The exhibit draws on other sources beyond Miller’s book. It’s organized into 12 sections, each symbolizing a characteristic of dandy style as defined by Zora Neale Hurston in her 1934 essay, “Characteristics of Negro Expression.”
Among them: ownership, presence, distinction, disguise, freedom, respectability and heritage. Assuming gala guests — or their stylists — have done their research, some of these factors are expected to play out on the museum steps which serve as the event’s red carpet.
The guest list amounts to about 450 high-profile people from technology, sports, art, entertainment and more. The mix, Williams says, is a must.
“It’s so important to me to have successful Black and brown people of every stripe in the room: not just athletes and actors and actresses, entertainers, but also authors, architects, folks from the fintech world,” he told Vogue.
“We’ve got to invest in each other.
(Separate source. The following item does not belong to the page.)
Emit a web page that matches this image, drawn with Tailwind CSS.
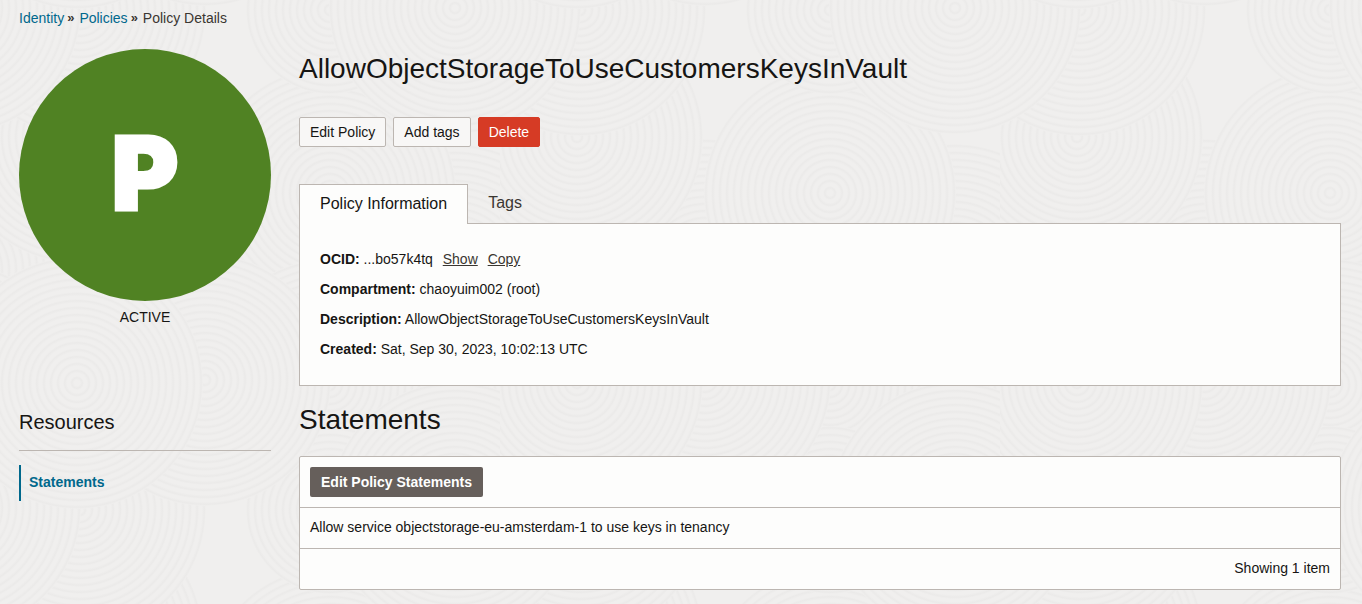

We’ve got to connect with each other, because it’s going to take everybody to coalesce the force of Black and brown genius into one strong, reliable force.”
The gala had already raised a record $31 million US, Metropolitan Museum of Art CEO Max Hollein said Monday — the first time the fundraiser for the Met’s Costume Institute has crossed the $30 million US mark and eclipsing last year’s haul of more than $26 million US.